Sunday, May 24, 2009

An essay on war and play

How I loved playing war on the circle as a child! Cowboys and Indians, cops and robbers, Americans and Germans ("No! It's the Russians now, Stupid, not the Germans!" ); booby traps, forts, ambushes, secret codes and well-laid plans, them against us. We played all over the neighborhood and in the woods. I imagined myself a marine crawling through the jungle thickets with a knife in my teeth. I loved being the lookout and spy on the enemy camp hidden behind a tree or bushes where they couldn't see me, bringing back to my side all the information. I loved bringing prisoners back to keep in jail too and was good at it. I would jump out from behind a tree or down from a limb or out from under a bridge and grab 'em and bring 'em in.

Some say war is necessary, that out of its great destruction always comes something good, something new, something symbolic, something delivered to men, like a gift after the fact, a better perspective on things. But are bolts of lightning necessary for making burning embers? There must be a better way to strike a match. I want to know from an ecological perspective what specific need large scale destruction of life serves.

Is war like some play we are putting on for ourselves which some of us just must attend or life wouldn't be worth living? An entrenched, intractable collective and subconscious belief in its innate and intrinsic worthwhilessness must be keeping it legal, for we do honor war as we honor nothing else in all our institutions. We call it sacrifice--sacred giving of life for a greater good. But what greater good would this be? Try to look at it scientifically.

It must be something more than burning embers which comes of war to make me believe it is needed and necessary for the world to proceed in a natural way, in the natural order of things. Somehow it has been included in the natural order of things, along with natural enemies pestilence and famine, and death. War is one of the four horses of the Apocalypse, which is itself a false paradigm: the fourth horseman, death, results from the other three and is not merely their fellow. Indeed death, which may be caused by spurious effect, and thereafter known as destiny or fate or providence, comes from the three horsemen of the Apocalypse and all the other horsemen too. Contrariwise, death may cause as well as be caused by the others. Cause and effect in nature are integral components of the same time space continuum--so much for destiny. Ask Frederick Turner about the time continuum's integrity (http://frederickturnerpoet.com/).

I am not talking about how we get as a species to the point of obliterating war along with disease and hunger, though this might seem an honorable ambition for mankind; I only want to establish that war is not necessary to our well-being as a natural occurrence built into the moral fiber of any ecosystem our species would need in order to sustain itself.. If the good of war, for example, is in the removal of excess population (read Dickens on this), then let us find a better way to control our excess. We do not need hunger, disease and war to keep us in check, because tsunamis, earthquakes and forest fires provide us plenty of relief in that area. We could, if we wanted, manage all kinds of beneficent exterminations short of war's infinitely more brutal, providence-fraught umbrella. Why do we regard the holocaust with horror and call World War II the good war ? They are twins of the same mother. Why is force of coercion given such respectability, why such honor delivered to its members, dead, live and maimed ? It is always said they had to go to war, because "a job" had to be done, someone had to do it and these honored few answered the call. Heed it well, need is expressed. But what need, I want to know.
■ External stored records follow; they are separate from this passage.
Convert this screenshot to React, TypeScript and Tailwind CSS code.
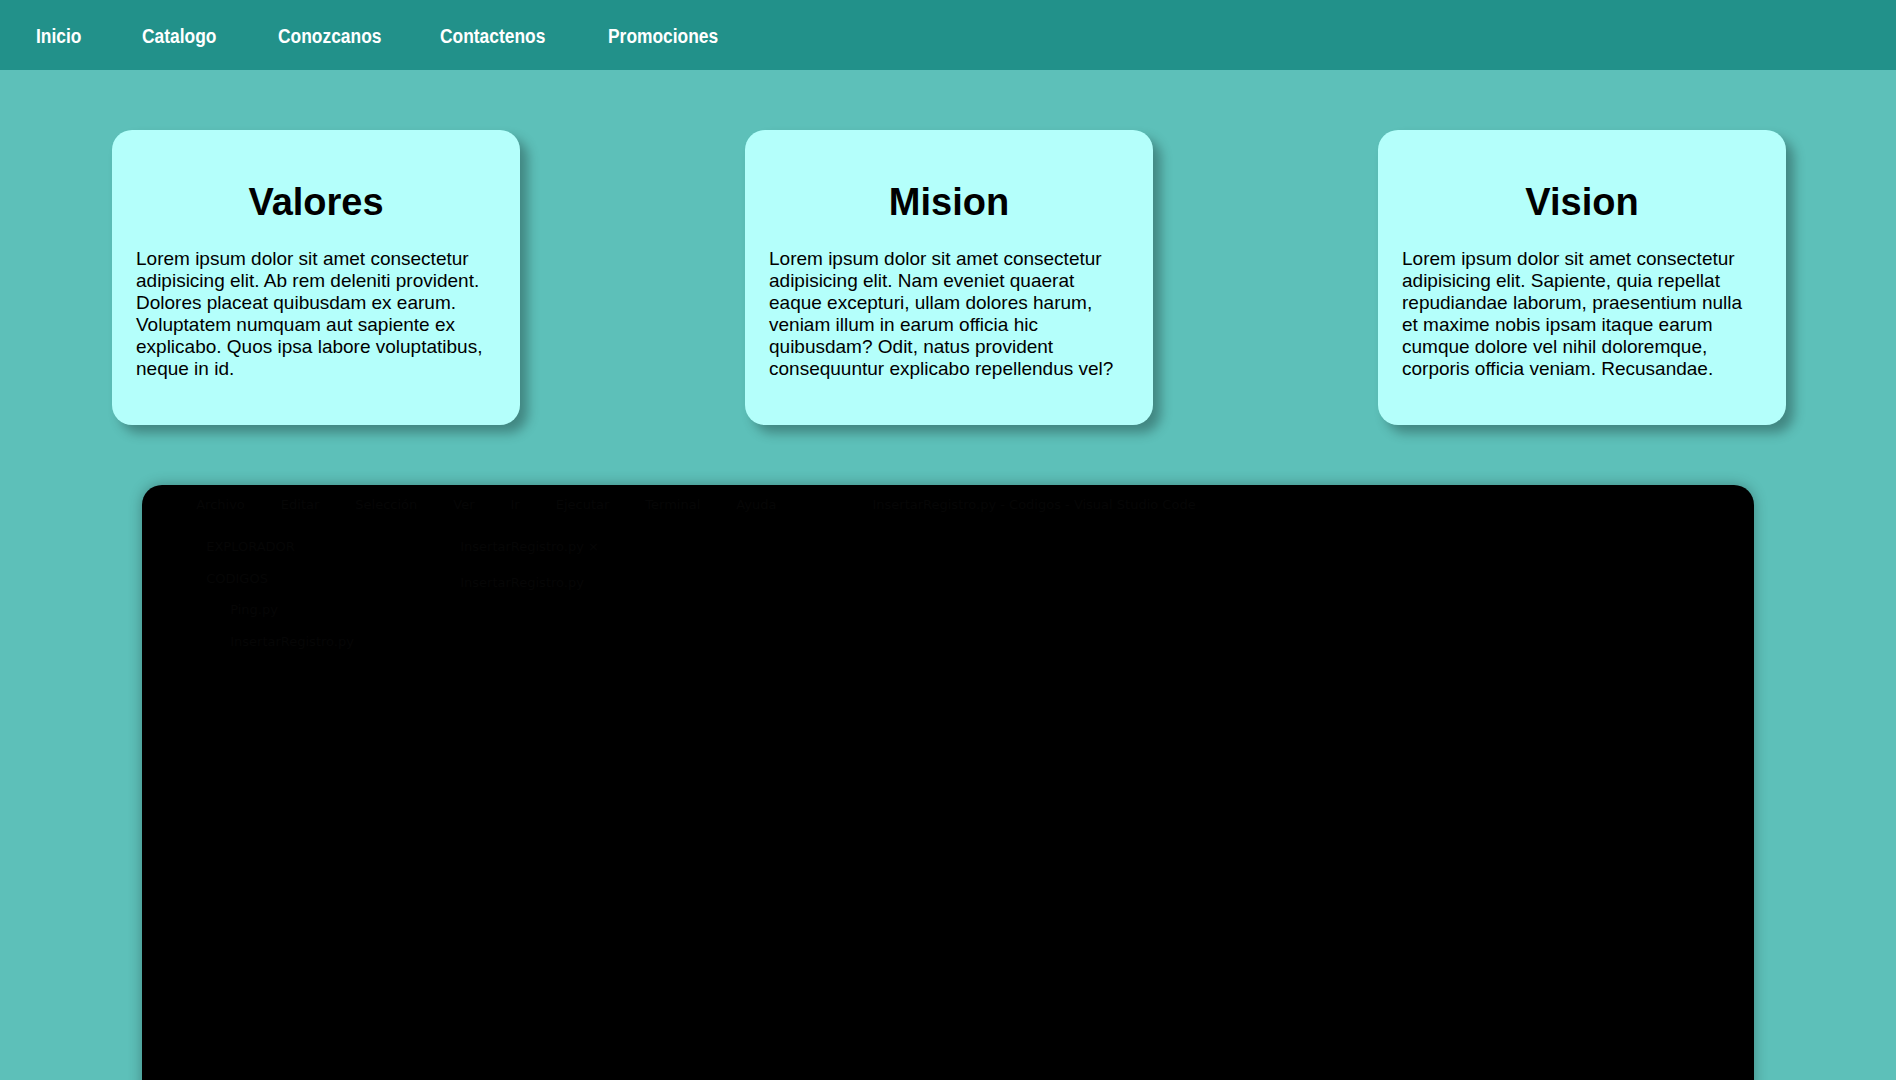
const links = [
  { label: "Inicio", w: "w-[45px]" },
  { label: "Catalogo", w: "w-[75px]" },
  { label: "Conozcanos", w: "w-[101px]" },
  { label: "Contactenos", w: "w-[107px]" },
  { label: "Promociones", w: "w-[109px]" },
];

const cards = [
  {
    title: "Valores",
    text: "Lorem ipsum dolor sit amet consectetur adipisicing elit. Ab rem deleniti provident. Dolores placeat quibusdam ex earum. Voluptatem numquam aut sapiente ex explicabo. Quos ipsa labore voluptatibus, neque in id.",
  },
  {
    title: "Mision",
    text: "Lorem ipsum dolor sit amet consectetur adipisicing elit. Nam eveniet quaerat eaque excepturi, ullam dolores harum, veniam illum in earum officia hic quibusdam? Odit, natus provident consequuntur explicabo repellendus vel?",
  },
  {
    title: "Vision",
    text: "Lorem ipsum dolor sit amet consectetur adipisicing elit. Sapiente, quia repellat repudiandae laborum, praesentium nulla et maxime nobis ipsam itaque earum cumque dolore vel nihil doloremque, corporis officia veniam. Recusandae.",
  },
];

const menu = ["Archivo", "Editar", "Selección", "Ver", "Ir", "Ejecutar", "Terminal", "Ayuda"];

export default function App() {
  return (
    <div className="min-h-screen bg-[#5dc0b9] font-['Liberation_Sans',Arial,sans-serif]">
      <nav className="flex h-[70px] items-center gap-[61px] bg-[#22918a] pl-9 pt-[2px]">
        {links.map((l) => (
          <a key={l.label} href="#" className={`block ${l.w} whitespace-nowrap`}>
            <span className="inline-block origin-left scale-x-[0.87] text-[20px] font-bold text-white">
              {l.label}
            </span>
          </a>
        ))}
      </nav>

      <section className="flex justify-center gap-[225px] pt-[60px] pl-[2px]">
        {cards.map((c) => (
          <div
            key={c.title}
            className="w-[408px] rounded-[20px] bg-[#b4fffb] px-6 pt-6 pb-[45px] shadow-[8px_8px_12px_rgba(0,0,0,0.3)]"
          >
            <h2 className="mt-[26px] mb-6 text-center text-[38px] font-bold leading-[44px] text-black">
              {c.title}
            </h2>
            <p className="text-[19px] leading-[22px] text-black">{c.text}</p>
          </div>
        ))}
      </section>

      <section className="pt-[60px]">
        <div className="mx-auto h-[909px] w-[85%] overflow-hidden rounded-[20px] bg-black shadow-[0_0_14px_rgba(0,0,0,0.3)]">
          <div className="flex h-[40px] items-center gap-9 pl-[54px] font-['DejaVu_Sans',sans-serif] text-[13px] text-[#060606]">
            {menu.map((m) => (
              <span key={m}>{m}</span>
            ))}
            <span className="ml-[60px]">InsertarRegistro.py - Codigos - Visual Studio Code</span>
          </div>
          <div className="flex font-['DejaVu_Sans',sans-serif] text-[13px] text-[#060606]">
            <div className="w-[48px]" />
            <div className="flex w-[270px] flex-col gap-3 pt-3 pl-4">
              <span>EXPLORADOR</span>
              <span>CODIGOS</span>
              <span className="pl-6">Ping.py</span>
              <span className="pl-6">InsertarRegistro.py</span>
            </div>
            <div className="flex flex-col gap-4 pt-3">
              <span>InsertarRegistro.py ×</span>
              <span>InsertarRegistro.py</span>
            </div>
          </div>
        </div>
      </section>
    </div>
  );
}
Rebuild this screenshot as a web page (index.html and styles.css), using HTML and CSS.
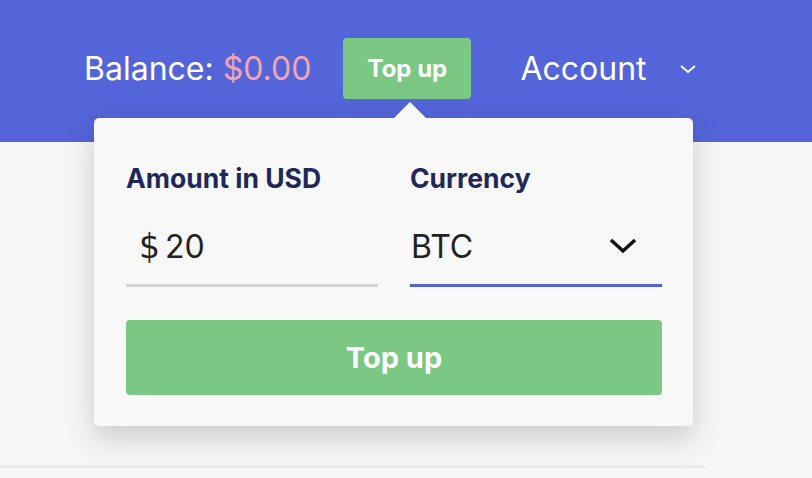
FILE: index.html
```html
<!DOCTYPE html>
<html lang="en">
<head>
    <meta charset="UTF-8">
    <meta name="viewport" content="width=device-width, initial-scale=1.0">
    <title>Top up</title>
    <link rel="stylesheet" href="styles.css">
</head>
<body>
    <div class="header">
        <div class="balance">Balance: <span class="amount">$0.00</span></div>
        <button class="topup-btn">Top up</button>
        <div class="account">Account</div>
        <svg class="account-caret" width="18" height="12" viewBox="0 0 18 12">
            <path d="M2 3 L9 9 L16 3" fill="none" stroke="#fff" stroke-width="2"/>
        </svg>

        <div class="popover">
            <div class="fields">
                <div class="field">
                    <label>Amount in USD</label>
                    <div class="input">
                        <span class="currency-sign">$</span>
                        <span>20</span>
                    </div>
                </div>
                <div class="field">
                    <label>Currency</label>
                    <div class="input select">
                        <span>BTC</span>
                        <svg width="30" height="18" viewBox="0 0 30 18">
                            <path d="M3 3 L15 14 L27 3" fill="none" stroke="#111" stroke-width="3.5"/>
                        </svg>
                    </div>
                </div>
            </div>
            <button class="submit-btn">Top up</button>
        </div>
    </div>

    <div class="content"></div>
</body>
</html>
```

FILE: styles.css
```css
body {
    margin: 0;
    font-family: Inter, 'Noto Sans', sans-serif;
    background-color: #f6f6f7;
}
.header {
    position: relative;
    height: 142px;
    background-color: #5365d8;
    display: flex;
    align-items: center;
    padding: 0 0 6px 84px;
    box-sizing: border-box;
    color: #fff;
}
.balance, .account {
    font-size: 32px;
    font-weight: 400;
}
.amount {
    color: #f0a5b0;
}
.topup-btn {
    margin-left: 32px;
    width: 128px;
    height: 61px;
    background-color: #7bc884;
    color: #fff;
    border: none;
    border-radius: 4px;
    font-family: Inter, sans-serif;
    font-size: 24px;
    font-weight: 700;
}
.account {
    margin-left: 49px;
}
.account-caret {
    margin-left: 32px;
    margin-top: 2px;
}
.popover {
    position: absolute;
    left: 94px;
    top: 118px;
    width: 599px;
    height: 308px;
    box-sizing: border-box;
    padding: 44px 31px 0 32px;
    background-color: #f8f8f9;
    border-radius: 5px;
    box-shadow: 0 12px 30px rgba(0,0,0,0.18);
    color: #222;
}
.popover::before {
    content: '';
    position: absolute;
    top: -16px;
    left: 300px;
    border-left: 16px solid transparent;
    border-right: 16px solid transparent;
    border-bottom: 16px solid #f8f8f9;
}
.fields {
    display: flex;
    gap: 32px;
}
.field {
    flex: 1;
}
.field label {
    display: block;
    font-size: 26.5px;
    font-weight: 700;
    color: #1f2858;
    line-height: 32px;
}
.input {
    display: flex;
    align-items: center;
    height: 93px;
    box-sizing: border-box;
    padding-top: 14px;
    font-size: 32px;
    border-bottom: 3px solid #d2d2d2;
    padding-left: 13px;
}
.currency-sign {
    font-family: 'DejaVu Sans', sans-serif;
    font-size: 33px;
    margin-right: 5px;
}
.select {
    border-bottom-color: #5563d6;
    padding-left: 1px;
    justify-content: space-between;
    padding-right: 24px;
}
.submit-btn {
    display: block;
    width: 100%;
    height: 75px;
    margin-top: 33px;
    background-color: #7bc884;
    color: #fff;
    border: none;
    border-radius: 4px;
    font-family: Inter, sans-serif;
    font-size: 29px;
    font-weight: 700;
}
.content {
    margin-top: 323px;
    width: 705px;
    border-top: 3px solid #ebebeb;
}
```
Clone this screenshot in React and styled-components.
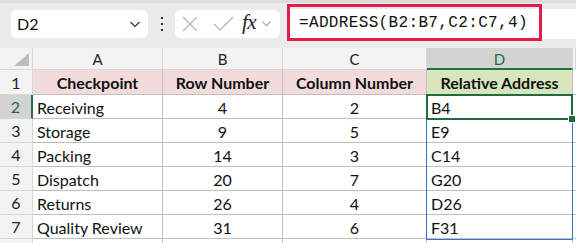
import styled, { createGlobalStyle } from "styled-components"

const Global = createGlobalStyle`
  body { margin: 0; background: #fff; overflow: hidden; }
  * { box-sizing: border-box; }
`

const cols = [130, 120, 144, 146]
const header = ["Checkpoint", "Row Number", "Column Number", "Relative Address"]
const rows = [
  ["Receiving", 4, 2, "B4"],
  ["Storage", 9, 5, "E9"],
  ["Packing", 14, 3, "C14"],
  ["Dispatch", 20, 7, "G20"],
  ["Returns", 26, 4, "D26"],
  ["Quality Review", 31, 6, "F31"],
]

const Page = styled.div`
  width: 576px;
  height: 243px;
  overflow: hidden;
  font-family: Lato, "Open Sans", sans-serif;
  color: #111;
`

const TopBand = styled.div`
  height: 3px;
  background: #dcdcdc;
`

const FormulaBar = styled.div`
  height: 45px;
  background: #ebebeb;
  display: flex;
  align-items: center;
  padding: 0 0 4px 11px;
  position: relative;
`

const NameBox = styled.div`
  width: 137px;
  height: 28px;
  background: #fff;
  border-radius: 6px;
  display: flex;
  align-items: center;
  justify-content: space-between;
  padding: 0 7px 0 6px;
  font-size: 16px;
  color: #111;
`

const Dots = styled.div`
  width: 27px;
  display: flex;
  flex-direction: column;
  align-items: center;
  gap: 4px;
  span { width: 2px; height: 2px; background: #333; }
`

const FxBox = styled.div`
  width: 105px;
  height: 28px;
  background: #fff;
  border-radius: 6px;
  display: flex;
  align-items: center;
  padding: 0 4px 0 5px;
`

const Fx = styled.span`
  font-family: "Liberation Serif", "DejaVu Serif", serif;
  font-style: italic;
  font-size: 21px;
  color: #222;
  margin: 0 5px 2px 6px;
  letter-spacing: -0.5px;
`

const Input = styled.div`
  flex: 1;
  height: 30px;
  margin-left: 7px;
  background: #fff;
  border-radius: 5px 0 0 5px;
  position: relative;
`

const Highlight = styled.div`
  position: absolute;
  left: 0;
  top: -5px;
  width: 255px;
  height: 37px;
  border: 3px solid #e11d48;
  font-family: "Liberation Mono", monospace;
  font-size: 16px;
  color: #111;
  display: flex;
  align-items: center;
  padding-left: 9px;
  padding-top: 1px;
  letter-spacing: 0.35px;
`

const Grid = styled.div`
  display: grid;
  grid-template-columns: 33px ${cols.map((c) => c + "px").join(" ")} 3px;
  grid-template-rows: 22px 25px repeat(6, 24px) 24px;
  position: relative;
`

const Corner = styled.div`
  background: #f3f3f3;
  border-right: 1px solid #d6d6d6;
  border-bottom: 1px solid #d6d6d6;
  position: relative;
  &::after {
    content: "";
    position: absolute;
    right: 3px;
    bottom: 3px;
    border-left: 15px solid transparent;
    border-bottom: 13px solid #bdbdbd;
  }
`

const ColHead = styled.div`
  background: ${(p) => (p.$active ? "#d3d3d3" : "#f3f3f3")};
  border-right: 1px solid #d6d6d6;
  border-bottom: ${(p) => (p.$active ? "2px solid #217346" : "1px solid #d6d6d6")};
  color: ${(p) => (p.$active ? "#1e6b41" : "#222")};
  font-size: 15px;
  display: flex;
  align-items: center;
  justify-content: center;
  padding-top: 1px;
`

const RowHead = styled.div`
  background: ${(p) => (p.$active ? "#d3d3d3" : "#f3f3f3")};
  border-right: ${(p) => (p.$active ? "2px solid #217346" : "1px solid #d6d6d6")};
  border-bottom: 1px solid #d6d6d6;
  color: ${(p) => (p.$active ? "#1e6b41" : "#222")};
  font-size: 16px;
  display: flex;
  align-items: center;
  justify-content: center;
`

const Cell = styled.div`
  background: ${(p) => p.$bg || "#fff"};
  border-right: 1px solid #bfbfbf;
  border-bottom: 1px solid #bfbfbf;
  font-size: 16px;
  font-weight: ${(p) => (p.$bold ? 700 : 400)};
  display: flex;
  align-items: center;
  justify-content: ${(p) => (p.$center ? "center" : "flex-start")};
  padding: 1px 4px 0;
  white-space: nowrap;
  color: #111;
`

const Range = styled.div`
  position: absolute;
  left: 426px;
  top: 46px;
  width: 147px;
  height: 146px;
  border: 1px solid #3a6fcf;
  pointer-events: none;
`

const Active = styled.div`
  position: absolute;
  left: 426px;
  top: 46px;
  width: 147px;
  height: 26px;
  border: 2px solid #1f6b3f;
  &::after {
    content: "";
    position: absolute;
    right: -5px;
    bottom: -5px;
    width: 6px;
    height: 6px;
    background: #1f6b3f;
    border: 1px solid #fff;
  }
`

const Chevron = ({ color = "#333", size = 12 }) => (
  <svg width={size} height={size} viewBox="0 0 12 12">
    <path d="M1.5 4 L6 8.5 L10.5 4" fill="none" stroke={color} strokeWidth="1.2" />
  </svg>
)

export default function App() {
  return (
    <Page>
      <Global />
      <TopBand />
      <FormulaBar>
        <NameBox>
          <span>D2</span>
          <Chevron />
        </NameBox>
        <Dots>
          <span />
          <span />
          <span />
        </Dots>
        <FxBox>
          <svg width="20" height="20" viewBox="0 0 20 20">
            <path d="M3 3 L17 17 M17 3 L3 17" stroke="#b5b5b5" strokeWidth="1.3" fill="none" />
          </svg>
          <svg width="24" height="20" viewBox="0 0 24 20" style={{ marginLeft: 12 }}>
            <path d="M2 10 L8 16 L21 3" stroke="#b5b5b5" strokeWidth="1.3" fill="none" />
          </svg>
          <Fx>fx</Fx>
          <Chevron color="#9a9a9a" size={11} />
        </FxBox>
        <Input>
          <Highlight>=ADDRESS(B2:B7,C2:C7,4)</Highlight>
        </Input>
      </FormulaBar>
      <Grid>
        <Corner />
        {["A", "B", "C", "D"].map((l) => (
          <ColHead key={l} $active={l === "D"}>
            {l}
          </ColHead>
        ))}
        <ColHead />
        <RowHead>1</RowHead>
        {header.map((h, i) => (
          <Cell key={h} $bold $center $bg={i === 3 ? "#d8e4bc" : "#f2dcdb"}>
            {h}
          </Cell>
        ))}
        <Cell />
        {rows.map((r, ri) => [
          <RowHead key={"h" + ri} $active={ri === 0}>
            {ri + 2}
          </RowHead>,
          ...r.map((v, ci) => (
            <Cell key={ri + "-" + ci} $center={ci === 1 || ci === 2}>
              {v}
            </Cell>
          )),
          <Cell key={"e" + ri} />,
        ])}
        <RowHead />
        <Cell />
        <Cell />
        <Cell />
        <Cell />
        <Cell />
        <Range />
        <Active />
      </Grid>
    </Page>
  )
}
'O reason not the need!' King Lear says wearily to Regan when she asks him what need he has of even one of his old comrades of war, his fellow veterans, now drunken and disabled and dependent on him as he is on them for his veracity, his identity as warrior. They can tell him who he is. " ...Our basest beggars are in the poorest thing superfluous. Allow not nature more than nature needs, man's life is as cheap as beast's." And of course by man he meant woman too.

Perhaps I am being Regan and do not see what need this seemingly superfluous gathering of old men in the comradery of remembering of life defined by death and love actually serves. Do we war then for love? Could we not then, should we not, play at war instead somehow? The way I did when I was little in my neighborhood in the Fifties?

Somehow we must get excessive population under control (I say tie it to credit), make war illegal, and transform it into play. Surely play is necessary to our well-being, a natural occurrence built into the moral fiber of any cultural ecosystem our species would need in order to sustain itself naturally. Cannot play, work, love and creation become the new four horsemen of the apocalypse, forces to bring low the evil rulers of the old world? It is in the name of reasoned necessity I declare it so.